I had to pull out last year due to a very important commitment with the Racing Seventies Nostalgia race meet at Croft Circuit. It's a bit far ahead to say 'yes' today but I will certainly make a note of the date. I've kept the MS Autoroute map I worked out making the drive to the venue 'most interesting', so no planning to do this time 

Joe


----------



## seasurfer (Apr 10, 2009)

Would be good to meet you, hope you can make it.

Gill


----------



## Wallsendmag (Feb 12, 2004)

Bad news folks, temporary change of jobs so we can make this event


----------



## V6RUL (May 28, 2009)

Ive checked my rota Gill and i think i will be able to make this meet, so you can add me to the list please.
Steve


----------



## TTCool (Feb 7, 2005)

wallsendmag said:


> Bad news folks, temporary change of jobs so we can make this event


Folksy jejune humour, Andrew :lol: .

That _is_ bad news mate.

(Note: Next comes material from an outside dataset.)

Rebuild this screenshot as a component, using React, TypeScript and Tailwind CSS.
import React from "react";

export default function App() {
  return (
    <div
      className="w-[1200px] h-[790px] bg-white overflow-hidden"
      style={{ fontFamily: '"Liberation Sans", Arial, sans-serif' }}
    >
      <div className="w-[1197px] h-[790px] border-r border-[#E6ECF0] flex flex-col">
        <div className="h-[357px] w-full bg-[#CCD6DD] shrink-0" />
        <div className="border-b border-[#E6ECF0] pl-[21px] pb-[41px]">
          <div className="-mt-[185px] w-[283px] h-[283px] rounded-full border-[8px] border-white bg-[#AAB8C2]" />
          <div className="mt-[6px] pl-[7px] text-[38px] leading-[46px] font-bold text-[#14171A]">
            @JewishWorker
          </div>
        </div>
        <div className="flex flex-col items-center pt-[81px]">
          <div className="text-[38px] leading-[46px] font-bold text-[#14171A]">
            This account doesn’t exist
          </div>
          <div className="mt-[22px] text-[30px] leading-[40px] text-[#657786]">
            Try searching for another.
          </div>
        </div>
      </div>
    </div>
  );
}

I'm still attending this event all the same. Just don't bring any shmackems with you to lower the tone and don't forget to fit a red nose to that 'tangoed' shed you've just bought . Pick a nice easy pipe-and-slipper route to Walney and you will be ok.

Looking forward to this one, we've never been to Walney Island. Do 'yous' fancy a spot of Kitesurfing?

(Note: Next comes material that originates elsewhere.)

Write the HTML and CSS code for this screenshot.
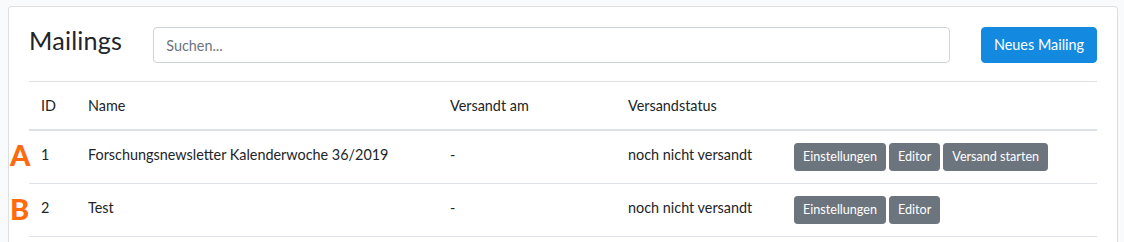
FILE: index.html
```html
<!DOCTYPE html>
<html lang="de">
<head>
  <meta charset="UTF-8">
  <meta name="viewport" content="width=device-width, initial-scale=1.0">
  <title>Mailings</title>
  <link rel="stylesheet" href="styles.css">
</head>
<body>
  <div class="card">
    <div class="card-body">
      <div class="toolbar">
        <h3 class="title">Mailings</h3>
        <input type="text" class="search" placeholder="Suchen...">
        <button type="button" class="btn btn-primary">Neues Mailing</button>
      </div>

      <table class="table">
        <colgroup>
          <col class="col-id">
          <col class="col-name">
          <col class="col-date">
          <col class="col-status">
          <col>
        </colgroup>
        <thead>
          <tr>
            <th>ID</th>
            <th>Name</th>
            <th>Versandt am</th>
            <th>Versandstatus</th>
            <th></th>
          </tr>
        </thead>
        <tbody>
          <tr>
            <td class="cell-id"><span class="marker">A</span>1</td>
            <td>Forschungsnewsletter Kalenderwoche 36/2019</td>
            <td>-</td>
            <td>noch nicht versandt</td>
            <td>
              <div class="actions">
                <button type="button" class="btn btn-sm">Einstellungen</button>
                <button type="button" class="btn btn-sm">Editor</button>
                <button type="button" class="btn btn-sm">Versand starten</button>
              </div>
            </td>
          </tr>
          <tr>
            <td class="cell-id"><span class="marker marker-b">B</span>2</td>
            <td>Test</td>
            <td>-</td>
            <td>noch nicht versandt</td>
            <td>
              <div class="actions">
                <button type="button" class="btn btn-sm">Einstellungen</button>
                <button type="button" class="btn btn-sm">Editor</button>
              </div>
            </td>
          </tr>
        </tbody>
      </table>
    </div>
  </div>
</body>
</html>
```
FILE: styles.css
```css
html, body {
  margin: 0;
  background-color: #f8fafc;
}

body {
  font-family: Lato, "Liberation Sans", sans-serif;
  font-size: 14.4px;
  line-height: 1.6;
  color: #212529;
  padding: 6px 6px 0 8px;
}

/* Card */
.card {
  background-color: #fff;
  border: 1px solid rgba(0, 0, 0, 0.125);
  border-radius: 4px;
}

.card-body {
  padding: 20px;
}

/* Top bar with title, search and button */
.toolbar {
  display: flex;
  align-items: flex-start;
  gap: 31px;
  margin-bottom: 18px;
}

.title {
  margin: 0;
  font-size: 25.2px;
  font-weight: 400;
  line-height: 26px;
  letter-spacing: 0.2px;
}

.search {
  flex: 1;
  box-sizing: border-box;
  height: 36px;
  padding: 6px 12px;
  font-family: inherit;
  font-size: 14.4px;
  color: #495057;
  border: 1px solid #ced4da;
  border-radius: 4px;
}

.search::placeholder {
  color: #6c757d;
}

.btn {
  font-family: inherit;
  font-size: 14.4px;
  line-height: 22px;
  padding: 6px 12px;
  border: 1px solid transparent;
  border-radius: 4px;
  cursor: pointer;
  color: #fff;
}

.btn-primary {
  background-color: #138ae0;
  border-color: #138ae0;
}

.btn-sm {
  font-size: 12.6px;
  line-height: 18px;
  padding: 4px 8px;
  border-radius: 3.2px;
  background-color: #6c757d;
  border-color: #6c757d;
}

/* Table */
.table {
  width: 100%;
  border-collapse: collapse;
  table-layout: fixed;
}

.col-id { width: 47px; }
.col-name { width: 362px; }
.col-date { width: 178px; }
.col-status { width: 166px; }

.table th,
.table td {
  padding: 12px;
  text-align: left;
  vertical-align: top;
  border-top: 1px solid #dee2e6;
  font-weight: 400;
}

.table thead th {
  border-bottom: 2px solid #dee2e6;
}

.table tbody tr:first-child td {
  border-top: none;
}

.table tbody td {
  border-bottom: 1px solid #dee2e6;
}

.actions {
  display: flex;
  gap: 3px;
}

/* Orange annotation letters */
.cell-id {
  position: relative;
}

.marker {
  position: absolute;
  left: -19px;
  top: 10px;
  font-size: 29px;
  line-height: 28px;
  font-weight: 900;
  color: #ff6a0f;
}

.marker-b {
  top: 11px;
}
```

Sent by one of the folks on Teesside using a PC :lol: .

It'll be a laugh a minute, methinks.

Joe


----------



## seasurfer (Apr 10, 2009)

Hi Everyone,

Dont know where this year has gone already - Is anyone fancying camping and staying over on the saturday night - we have permission from the council for camping next to the car park or up near the sand dunes  I had better start polishing 

Gill


----------



## TTCool (Feb 7, 2005)

Gill

Judy and I will be doing Saturday. Is that the main day or is it a two day event? If so, what is happening on Sunday?

Joe


----------



## seasurfer (Apr 10, 2009)

Hi Joe

The saturday is when the TT and Zeds are coming. If we have wind :wink: the pro riders will ride on friday and the rest of the categories will ride on the saturday, with any overspill on the sunday morning, so the best dday is saturday anyway.
I will check the weather stats 2 nights before which will give us a more reasonable idea of the timetable.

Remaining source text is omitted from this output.